■ PROBLEM
Which lines in the material below contain the word "components"? Copy each of them.
########
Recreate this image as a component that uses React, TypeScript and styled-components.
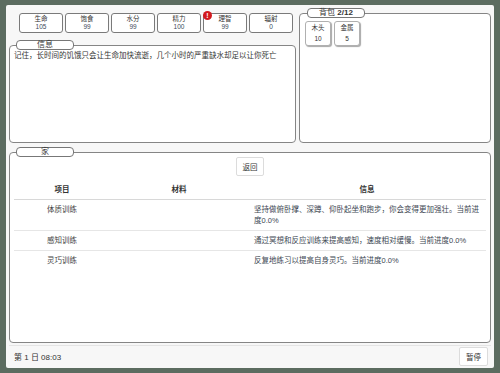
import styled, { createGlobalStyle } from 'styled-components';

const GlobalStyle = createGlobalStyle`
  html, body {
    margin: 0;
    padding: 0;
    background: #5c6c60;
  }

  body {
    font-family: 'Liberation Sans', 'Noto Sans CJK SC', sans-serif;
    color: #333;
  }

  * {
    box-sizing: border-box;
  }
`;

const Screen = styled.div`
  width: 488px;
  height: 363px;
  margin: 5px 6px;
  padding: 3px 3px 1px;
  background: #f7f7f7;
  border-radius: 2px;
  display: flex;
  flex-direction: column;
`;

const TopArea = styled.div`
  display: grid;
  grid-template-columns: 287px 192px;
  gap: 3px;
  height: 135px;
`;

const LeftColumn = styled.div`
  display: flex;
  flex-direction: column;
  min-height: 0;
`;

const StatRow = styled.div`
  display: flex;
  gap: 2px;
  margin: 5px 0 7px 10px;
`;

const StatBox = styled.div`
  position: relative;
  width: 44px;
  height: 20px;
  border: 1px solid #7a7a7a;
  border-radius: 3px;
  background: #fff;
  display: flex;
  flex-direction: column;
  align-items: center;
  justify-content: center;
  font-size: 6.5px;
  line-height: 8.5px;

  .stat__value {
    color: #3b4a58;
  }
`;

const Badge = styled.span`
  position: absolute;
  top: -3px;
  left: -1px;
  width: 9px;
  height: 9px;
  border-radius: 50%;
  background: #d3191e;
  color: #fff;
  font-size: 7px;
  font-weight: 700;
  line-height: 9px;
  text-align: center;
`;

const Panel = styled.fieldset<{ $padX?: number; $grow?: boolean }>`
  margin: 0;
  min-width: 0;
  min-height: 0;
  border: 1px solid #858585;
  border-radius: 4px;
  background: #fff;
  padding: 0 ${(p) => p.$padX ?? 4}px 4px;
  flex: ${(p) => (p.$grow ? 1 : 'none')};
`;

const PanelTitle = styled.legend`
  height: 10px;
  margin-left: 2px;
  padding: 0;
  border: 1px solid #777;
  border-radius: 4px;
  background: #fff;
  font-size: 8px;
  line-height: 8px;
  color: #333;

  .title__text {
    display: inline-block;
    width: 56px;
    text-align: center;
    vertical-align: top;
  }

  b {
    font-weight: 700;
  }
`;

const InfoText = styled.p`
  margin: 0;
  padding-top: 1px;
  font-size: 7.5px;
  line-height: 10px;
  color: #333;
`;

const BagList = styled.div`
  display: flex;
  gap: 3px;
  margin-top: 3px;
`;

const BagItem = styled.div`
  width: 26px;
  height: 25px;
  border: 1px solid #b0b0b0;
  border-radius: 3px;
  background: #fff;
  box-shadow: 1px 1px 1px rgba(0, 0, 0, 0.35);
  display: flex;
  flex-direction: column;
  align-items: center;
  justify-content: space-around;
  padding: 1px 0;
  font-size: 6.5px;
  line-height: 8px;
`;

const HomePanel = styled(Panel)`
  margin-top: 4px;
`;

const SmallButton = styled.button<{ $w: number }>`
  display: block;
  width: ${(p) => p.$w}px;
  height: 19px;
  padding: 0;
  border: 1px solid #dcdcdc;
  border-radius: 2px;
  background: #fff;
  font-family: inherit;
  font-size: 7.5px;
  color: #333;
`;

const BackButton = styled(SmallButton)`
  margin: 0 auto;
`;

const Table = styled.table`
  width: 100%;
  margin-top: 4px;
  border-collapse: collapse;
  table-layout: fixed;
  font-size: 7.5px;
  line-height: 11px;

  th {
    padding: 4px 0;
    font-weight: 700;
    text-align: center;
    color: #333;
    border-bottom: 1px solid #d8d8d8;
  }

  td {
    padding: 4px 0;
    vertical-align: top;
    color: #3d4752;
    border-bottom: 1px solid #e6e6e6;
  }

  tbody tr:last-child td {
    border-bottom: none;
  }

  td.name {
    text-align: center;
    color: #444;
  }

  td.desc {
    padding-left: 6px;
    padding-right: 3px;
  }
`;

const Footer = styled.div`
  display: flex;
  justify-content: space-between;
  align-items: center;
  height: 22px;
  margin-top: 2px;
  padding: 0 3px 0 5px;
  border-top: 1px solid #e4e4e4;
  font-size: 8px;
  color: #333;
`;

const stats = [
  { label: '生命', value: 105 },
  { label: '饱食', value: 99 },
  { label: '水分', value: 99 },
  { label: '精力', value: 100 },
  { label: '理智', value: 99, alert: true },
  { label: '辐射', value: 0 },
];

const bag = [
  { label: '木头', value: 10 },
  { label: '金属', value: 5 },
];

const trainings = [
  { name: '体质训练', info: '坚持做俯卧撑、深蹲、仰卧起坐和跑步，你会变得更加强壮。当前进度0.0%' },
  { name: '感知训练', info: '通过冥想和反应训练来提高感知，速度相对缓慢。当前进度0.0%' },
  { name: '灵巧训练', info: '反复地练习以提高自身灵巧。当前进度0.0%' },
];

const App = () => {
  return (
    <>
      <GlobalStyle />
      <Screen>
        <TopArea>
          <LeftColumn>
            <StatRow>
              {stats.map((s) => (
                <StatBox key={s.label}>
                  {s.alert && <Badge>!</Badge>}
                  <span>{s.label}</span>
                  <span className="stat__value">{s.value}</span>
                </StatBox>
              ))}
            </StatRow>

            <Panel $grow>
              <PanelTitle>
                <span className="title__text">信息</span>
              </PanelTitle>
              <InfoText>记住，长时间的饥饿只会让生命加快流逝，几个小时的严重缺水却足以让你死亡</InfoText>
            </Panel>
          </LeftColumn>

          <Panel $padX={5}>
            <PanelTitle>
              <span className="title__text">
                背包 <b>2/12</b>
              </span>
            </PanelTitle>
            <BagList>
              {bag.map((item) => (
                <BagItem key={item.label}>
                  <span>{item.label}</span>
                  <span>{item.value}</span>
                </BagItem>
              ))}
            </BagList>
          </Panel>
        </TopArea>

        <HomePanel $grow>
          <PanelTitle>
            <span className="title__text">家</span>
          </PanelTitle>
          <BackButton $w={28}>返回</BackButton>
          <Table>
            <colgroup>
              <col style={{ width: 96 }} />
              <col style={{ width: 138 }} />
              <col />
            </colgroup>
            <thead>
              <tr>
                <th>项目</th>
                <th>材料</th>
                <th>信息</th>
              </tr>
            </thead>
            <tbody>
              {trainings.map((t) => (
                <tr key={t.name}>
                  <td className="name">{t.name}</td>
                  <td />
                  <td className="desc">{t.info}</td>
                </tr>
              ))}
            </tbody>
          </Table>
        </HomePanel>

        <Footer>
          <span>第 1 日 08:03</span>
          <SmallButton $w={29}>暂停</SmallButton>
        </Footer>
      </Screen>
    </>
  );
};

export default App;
########
■ EXPECTED ANSWER
Recreate this image as a component that uses React, TypeScript and styled-components.
import styled, { createGlobalStyle } from 'styled-components';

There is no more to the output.